* _DATA EXTRACT_:
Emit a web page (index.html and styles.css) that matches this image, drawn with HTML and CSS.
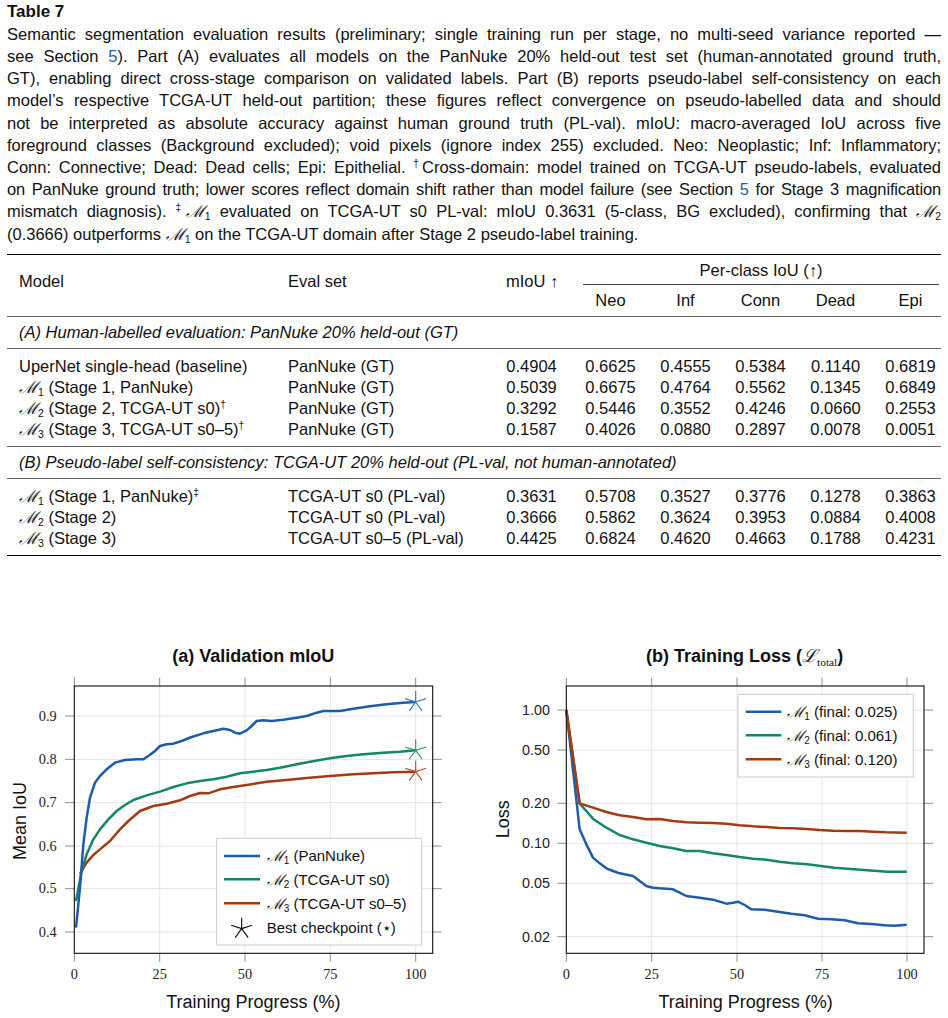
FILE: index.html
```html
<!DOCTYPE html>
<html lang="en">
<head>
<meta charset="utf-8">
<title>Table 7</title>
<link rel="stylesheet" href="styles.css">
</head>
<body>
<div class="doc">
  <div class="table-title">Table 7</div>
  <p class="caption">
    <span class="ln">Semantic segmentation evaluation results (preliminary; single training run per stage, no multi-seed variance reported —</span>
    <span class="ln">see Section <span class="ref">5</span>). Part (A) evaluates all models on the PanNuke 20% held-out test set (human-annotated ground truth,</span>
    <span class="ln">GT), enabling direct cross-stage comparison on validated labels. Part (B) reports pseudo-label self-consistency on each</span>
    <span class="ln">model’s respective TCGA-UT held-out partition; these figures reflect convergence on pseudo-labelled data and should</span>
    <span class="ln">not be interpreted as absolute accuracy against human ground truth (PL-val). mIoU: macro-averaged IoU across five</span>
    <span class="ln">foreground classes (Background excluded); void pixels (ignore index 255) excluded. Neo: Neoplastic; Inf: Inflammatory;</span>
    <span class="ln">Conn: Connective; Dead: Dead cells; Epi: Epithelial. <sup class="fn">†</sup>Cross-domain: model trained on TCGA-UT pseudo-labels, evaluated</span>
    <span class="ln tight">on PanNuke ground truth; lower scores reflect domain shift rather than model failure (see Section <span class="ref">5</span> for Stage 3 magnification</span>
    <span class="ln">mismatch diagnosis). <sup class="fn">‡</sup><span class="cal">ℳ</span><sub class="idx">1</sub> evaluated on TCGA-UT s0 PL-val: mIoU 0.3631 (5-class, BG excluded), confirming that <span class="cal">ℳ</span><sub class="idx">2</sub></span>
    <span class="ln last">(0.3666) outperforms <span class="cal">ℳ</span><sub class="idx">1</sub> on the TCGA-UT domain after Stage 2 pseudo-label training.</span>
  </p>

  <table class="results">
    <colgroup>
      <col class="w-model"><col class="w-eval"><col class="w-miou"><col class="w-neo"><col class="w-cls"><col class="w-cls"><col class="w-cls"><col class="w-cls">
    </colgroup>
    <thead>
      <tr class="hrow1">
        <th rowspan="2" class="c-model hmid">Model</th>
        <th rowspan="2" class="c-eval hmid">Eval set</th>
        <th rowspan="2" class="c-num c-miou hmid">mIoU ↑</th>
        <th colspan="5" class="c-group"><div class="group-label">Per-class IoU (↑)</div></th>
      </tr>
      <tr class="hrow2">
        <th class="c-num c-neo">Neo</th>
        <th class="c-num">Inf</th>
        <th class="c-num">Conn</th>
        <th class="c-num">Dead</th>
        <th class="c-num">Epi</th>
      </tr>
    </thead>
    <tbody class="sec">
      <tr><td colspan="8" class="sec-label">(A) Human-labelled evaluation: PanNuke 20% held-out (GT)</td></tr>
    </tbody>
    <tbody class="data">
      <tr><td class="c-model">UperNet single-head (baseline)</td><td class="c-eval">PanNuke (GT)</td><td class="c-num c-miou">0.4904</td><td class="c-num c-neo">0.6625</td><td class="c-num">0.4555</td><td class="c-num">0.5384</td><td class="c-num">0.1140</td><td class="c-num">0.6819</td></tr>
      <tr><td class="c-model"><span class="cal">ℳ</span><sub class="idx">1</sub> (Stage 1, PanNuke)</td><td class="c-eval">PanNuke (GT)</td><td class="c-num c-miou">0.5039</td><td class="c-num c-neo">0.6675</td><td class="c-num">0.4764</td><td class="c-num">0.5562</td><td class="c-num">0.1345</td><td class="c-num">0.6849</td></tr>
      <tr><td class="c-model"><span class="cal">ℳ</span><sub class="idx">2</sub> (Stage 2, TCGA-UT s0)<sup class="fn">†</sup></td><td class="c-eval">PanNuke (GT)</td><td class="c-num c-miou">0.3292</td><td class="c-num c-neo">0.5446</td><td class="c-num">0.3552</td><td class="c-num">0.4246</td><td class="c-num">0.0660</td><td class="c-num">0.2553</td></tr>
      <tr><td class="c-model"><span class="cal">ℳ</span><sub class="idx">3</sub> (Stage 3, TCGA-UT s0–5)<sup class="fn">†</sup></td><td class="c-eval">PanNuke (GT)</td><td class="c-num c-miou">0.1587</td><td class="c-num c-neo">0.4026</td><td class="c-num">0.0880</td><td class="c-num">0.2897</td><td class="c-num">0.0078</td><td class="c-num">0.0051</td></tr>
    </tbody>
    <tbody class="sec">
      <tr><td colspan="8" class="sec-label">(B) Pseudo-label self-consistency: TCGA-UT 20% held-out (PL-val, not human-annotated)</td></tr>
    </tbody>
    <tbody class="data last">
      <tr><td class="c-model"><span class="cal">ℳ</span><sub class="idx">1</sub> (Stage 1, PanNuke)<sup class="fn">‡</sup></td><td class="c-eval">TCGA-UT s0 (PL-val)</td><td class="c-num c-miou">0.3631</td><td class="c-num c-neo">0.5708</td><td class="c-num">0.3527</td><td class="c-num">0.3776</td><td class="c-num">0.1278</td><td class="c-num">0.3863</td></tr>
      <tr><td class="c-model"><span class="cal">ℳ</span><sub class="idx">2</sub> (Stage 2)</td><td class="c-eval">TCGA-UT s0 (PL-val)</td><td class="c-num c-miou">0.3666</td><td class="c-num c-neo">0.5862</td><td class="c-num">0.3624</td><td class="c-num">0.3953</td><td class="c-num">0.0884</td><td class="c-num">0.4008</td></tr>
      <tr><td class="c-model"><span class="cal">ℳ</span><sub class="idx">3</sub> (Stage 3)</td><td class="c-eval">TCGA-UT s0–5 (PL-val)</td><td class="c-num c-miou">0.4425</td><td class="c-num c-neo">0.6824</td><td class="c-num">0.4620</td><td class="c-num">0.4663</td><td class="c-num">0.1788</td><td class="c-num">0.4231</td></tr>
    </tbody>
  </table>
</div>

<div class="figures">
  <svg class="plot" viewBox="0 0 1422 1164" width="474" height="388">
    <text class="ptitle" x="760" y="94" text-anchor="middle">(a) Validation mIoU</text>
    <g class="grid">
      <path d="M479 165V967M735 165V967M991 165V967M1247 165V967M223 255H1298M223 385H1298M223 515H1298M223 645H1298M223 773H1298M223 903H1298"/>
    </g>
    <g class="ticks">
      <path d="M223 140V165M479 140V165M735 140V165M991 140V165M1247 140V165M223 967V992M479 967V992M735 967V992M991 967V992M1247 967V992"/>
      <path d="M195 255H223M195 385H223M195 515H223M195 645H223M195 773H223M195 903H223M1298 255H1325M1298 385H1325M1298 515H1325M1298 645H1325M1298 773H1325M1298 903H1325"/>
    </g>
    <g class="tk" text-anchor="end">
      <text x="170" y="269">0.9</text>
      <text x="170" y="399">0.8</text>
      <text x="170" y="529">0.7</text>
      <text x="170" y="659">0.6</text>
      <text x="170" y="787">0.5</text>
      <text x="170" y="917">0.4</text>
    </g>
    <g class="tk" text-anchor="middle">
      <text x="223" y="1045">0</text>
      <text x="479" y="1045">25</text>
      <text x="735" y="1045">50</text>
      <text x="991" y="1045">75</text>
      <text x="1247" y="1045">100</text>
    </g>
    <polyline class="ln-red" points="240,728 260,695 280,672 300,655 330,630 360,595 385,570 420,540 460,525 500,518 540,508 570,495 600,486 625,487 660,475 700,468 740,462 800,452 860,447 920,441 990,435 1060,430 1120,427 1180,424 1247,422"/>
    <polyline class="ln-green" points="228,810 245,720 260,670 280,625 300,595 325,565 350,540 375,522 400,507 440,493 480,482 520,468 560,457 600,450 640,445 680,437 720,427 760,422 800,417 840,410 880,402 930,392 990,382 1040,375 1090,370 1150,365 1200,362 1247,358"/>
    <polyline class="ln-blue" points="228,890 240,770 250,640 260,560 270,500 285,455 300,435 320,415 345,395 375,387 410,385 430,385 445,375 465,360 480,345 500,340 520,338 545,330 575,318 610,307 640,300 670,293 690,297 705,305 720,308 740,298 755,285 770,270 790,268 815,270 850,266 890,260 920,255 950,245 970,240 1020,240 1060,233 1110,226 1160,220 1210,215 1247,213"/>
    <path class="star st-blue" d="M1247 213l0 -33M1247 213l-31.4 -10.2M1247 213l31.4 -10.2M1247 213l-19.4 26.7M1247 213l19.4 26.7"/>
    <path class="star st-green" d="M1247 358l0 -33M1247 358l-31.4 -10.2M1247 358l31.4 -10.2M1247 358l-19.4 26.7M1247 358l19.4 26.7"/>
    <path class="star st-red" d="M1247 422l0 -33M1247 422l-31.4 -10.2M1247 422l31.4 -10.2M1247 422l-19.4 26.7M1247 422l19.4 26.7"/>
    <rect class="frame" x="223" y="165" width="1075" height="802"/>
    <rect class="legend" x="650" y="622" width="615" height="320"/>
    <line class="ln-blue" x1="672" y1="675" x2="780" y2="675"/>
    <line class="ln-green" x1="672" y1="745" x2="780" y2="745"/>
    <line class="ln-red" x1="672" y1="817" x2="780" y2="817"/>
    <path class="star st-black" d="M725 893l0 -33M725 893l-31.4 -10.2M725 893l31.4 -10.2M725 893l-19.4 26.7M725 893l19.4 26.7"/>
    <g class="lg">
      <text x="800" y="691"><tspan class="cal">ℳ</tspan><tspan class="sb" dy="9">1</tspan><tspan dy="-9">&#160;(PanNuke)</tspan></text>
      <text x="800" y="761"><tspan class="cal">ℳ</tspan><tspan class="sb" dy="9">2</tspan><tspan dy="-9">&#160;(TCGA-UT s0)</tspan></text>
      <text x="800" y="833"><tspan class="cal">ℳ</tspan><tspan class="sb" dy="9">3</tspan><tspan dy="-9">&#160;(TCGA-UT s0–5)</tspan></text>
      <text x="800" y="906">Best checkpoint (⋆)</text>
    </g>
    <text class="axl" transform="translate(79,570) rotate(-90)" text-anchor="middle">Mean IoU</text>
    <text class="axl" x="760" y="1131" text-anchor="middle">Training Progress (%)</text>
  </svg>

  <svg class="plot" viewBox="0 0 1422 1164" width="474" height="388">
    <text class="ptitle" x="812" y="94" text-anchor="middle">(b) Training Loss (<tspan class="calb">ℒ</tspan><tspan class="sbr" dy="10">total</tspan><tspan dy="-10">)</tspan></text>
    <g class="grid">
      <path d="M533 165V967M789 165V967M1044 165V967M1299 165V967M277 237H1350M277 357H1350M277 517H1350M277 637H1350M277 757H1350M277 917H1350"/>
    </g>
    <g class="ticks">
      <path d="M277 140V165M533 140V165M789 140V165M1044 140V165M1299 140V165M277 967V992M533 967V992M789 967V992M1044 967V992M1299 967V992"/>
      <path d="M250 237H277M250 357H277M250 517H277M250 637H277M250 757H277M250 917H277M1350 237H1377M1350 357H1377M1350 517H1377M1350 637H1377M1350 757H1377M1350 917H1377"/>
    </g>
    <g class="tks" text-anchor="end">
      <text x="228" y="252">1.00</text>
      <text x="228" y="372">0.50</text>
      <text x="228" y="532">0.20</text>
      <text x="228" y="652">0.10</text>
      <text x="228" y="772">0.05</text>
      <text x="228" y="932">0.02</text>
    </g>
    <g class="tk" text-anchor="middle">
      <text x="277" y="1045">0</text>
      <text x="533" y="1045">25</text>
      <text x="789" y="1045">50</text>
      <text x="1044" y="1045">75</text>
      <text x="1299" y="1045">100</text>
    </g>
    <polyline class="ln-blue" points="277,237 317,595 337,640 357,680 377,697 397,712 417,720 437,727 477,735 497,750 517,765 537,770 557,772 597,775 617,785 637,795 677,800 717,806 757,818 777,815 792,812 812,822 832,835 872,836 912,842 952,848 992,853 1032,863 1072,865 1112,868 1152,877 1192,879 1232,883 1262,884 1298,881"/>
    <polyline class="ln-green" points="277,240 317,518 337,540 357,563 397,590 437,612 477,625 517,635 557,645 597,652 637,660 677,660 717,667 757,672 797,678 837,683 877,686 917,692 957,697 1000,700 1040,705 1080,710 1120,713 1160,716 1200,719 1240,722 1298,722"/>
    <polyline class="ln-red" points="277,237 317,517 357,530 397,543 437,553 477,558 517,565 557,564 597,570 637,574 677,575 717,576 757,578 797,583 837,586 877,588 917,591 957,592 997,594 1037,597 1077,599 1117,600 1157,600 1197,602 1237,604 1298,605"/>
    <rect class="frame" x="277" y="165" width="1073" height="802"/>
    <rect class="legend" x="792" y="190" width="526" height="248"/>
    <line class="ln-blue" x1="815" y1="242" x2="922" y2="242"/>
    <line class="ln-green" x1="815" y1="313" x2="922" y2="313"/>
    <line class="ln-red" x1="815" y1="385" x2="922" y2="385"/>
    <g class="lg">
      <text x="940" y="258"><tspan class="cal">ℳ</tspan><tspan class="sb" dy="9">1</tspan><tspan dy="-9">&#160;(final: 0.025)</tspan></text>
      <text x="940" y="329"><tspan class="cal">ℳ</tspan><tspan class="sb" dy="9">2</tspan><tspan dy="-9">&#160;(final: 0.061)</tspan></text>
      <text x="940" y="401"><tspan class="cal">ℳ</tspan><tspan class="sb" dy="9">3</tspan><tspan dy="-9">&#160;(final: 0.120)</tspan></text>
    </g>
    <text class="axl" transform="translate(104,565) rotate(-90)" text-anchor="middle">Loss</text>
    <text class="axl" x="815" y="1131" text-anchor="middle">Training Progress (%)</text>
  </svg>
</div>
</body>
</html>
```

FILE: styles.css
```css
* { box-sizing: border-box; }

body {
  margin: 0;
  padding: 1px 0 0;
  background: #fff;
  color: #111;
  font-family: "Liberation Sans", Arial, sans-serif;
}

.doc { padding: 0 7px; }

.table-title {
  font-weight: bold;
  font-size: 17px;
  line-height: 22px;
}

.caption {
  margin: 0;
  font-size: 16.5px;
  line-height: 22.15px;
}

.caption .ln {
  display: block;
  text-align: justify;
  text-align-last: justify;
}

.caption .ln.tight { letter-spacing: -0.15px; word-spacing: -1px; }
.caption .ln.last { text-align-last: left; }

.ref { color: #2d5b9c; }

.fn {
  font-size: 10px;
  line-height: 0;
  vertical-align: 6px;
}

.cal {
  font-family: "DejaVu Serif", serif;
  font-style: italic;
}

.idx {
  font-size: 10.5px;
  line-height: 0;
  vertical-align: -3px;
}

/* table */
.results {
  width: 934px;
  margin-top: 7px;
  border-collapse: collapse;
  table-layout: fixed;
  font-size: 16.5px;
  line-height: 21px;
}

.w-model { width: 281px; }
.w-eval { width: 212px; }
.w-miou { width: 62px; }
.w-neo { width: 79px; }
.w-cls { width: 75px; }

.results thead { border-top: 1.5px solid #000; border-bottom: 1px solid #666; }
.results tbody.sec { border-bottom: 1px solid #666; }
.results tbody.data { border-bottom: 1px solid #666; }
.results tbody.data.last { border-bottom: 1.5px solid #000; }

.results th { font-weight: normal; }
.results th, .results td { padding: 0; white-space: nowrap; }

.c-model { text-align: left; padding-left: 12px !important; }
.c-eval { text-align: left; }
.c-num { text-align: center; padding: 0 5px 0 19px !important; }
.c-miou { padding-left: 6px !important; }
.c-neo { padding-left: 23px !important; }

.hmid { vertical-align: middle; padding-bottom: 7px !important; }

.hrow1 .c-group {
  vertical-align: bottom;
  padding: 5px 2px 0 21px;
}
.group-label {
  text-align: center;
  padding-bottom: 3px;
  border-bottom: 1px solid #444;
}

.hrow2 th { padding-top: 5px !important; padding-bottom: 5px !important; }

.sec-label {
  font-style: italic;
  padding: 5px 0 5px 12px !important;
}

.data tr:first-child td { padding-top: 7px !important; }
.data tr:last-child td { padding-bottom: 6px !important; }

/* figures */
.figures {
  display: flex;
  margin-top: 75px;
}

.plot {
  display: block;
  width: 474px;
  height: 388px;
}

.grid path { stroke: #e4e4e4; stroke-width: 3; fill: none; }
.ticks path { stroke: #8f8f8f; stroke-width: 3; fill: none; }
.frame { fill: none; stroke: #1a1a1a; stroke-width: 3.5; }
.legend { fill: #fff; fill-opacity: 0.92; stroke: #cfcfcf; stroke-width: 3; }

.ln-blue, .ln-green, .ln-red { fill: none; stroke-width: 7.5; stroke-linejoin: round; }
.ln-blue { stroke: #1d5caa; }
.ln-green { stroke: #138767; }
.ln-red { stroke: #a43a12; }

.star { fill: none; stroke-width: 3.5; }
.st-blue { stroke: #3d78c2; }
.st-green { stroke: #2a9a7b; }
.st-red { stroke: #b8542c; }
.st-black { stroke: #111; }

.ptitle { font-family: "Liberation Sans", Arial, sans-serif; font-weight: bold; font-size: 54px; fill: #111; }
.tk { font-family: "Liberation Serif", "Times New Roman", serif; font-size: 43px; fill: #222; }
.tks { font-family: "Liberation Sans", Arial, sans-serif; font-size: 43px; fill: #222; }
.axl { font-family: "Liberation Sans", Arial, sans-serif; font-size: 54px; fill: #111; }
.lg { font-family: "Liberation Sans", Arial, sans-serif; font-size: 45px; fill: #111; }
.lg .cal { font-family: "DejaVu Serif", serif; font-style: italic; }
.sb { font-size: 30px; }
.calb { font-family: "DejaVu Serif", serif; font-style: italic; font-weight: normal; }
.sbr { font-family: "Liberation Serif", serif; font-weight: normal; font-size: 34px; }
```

* _TASK GOAL_: Count each line with "styles" in it and report that figure by itself.

* _ANSWER TO THIS TASK_: 3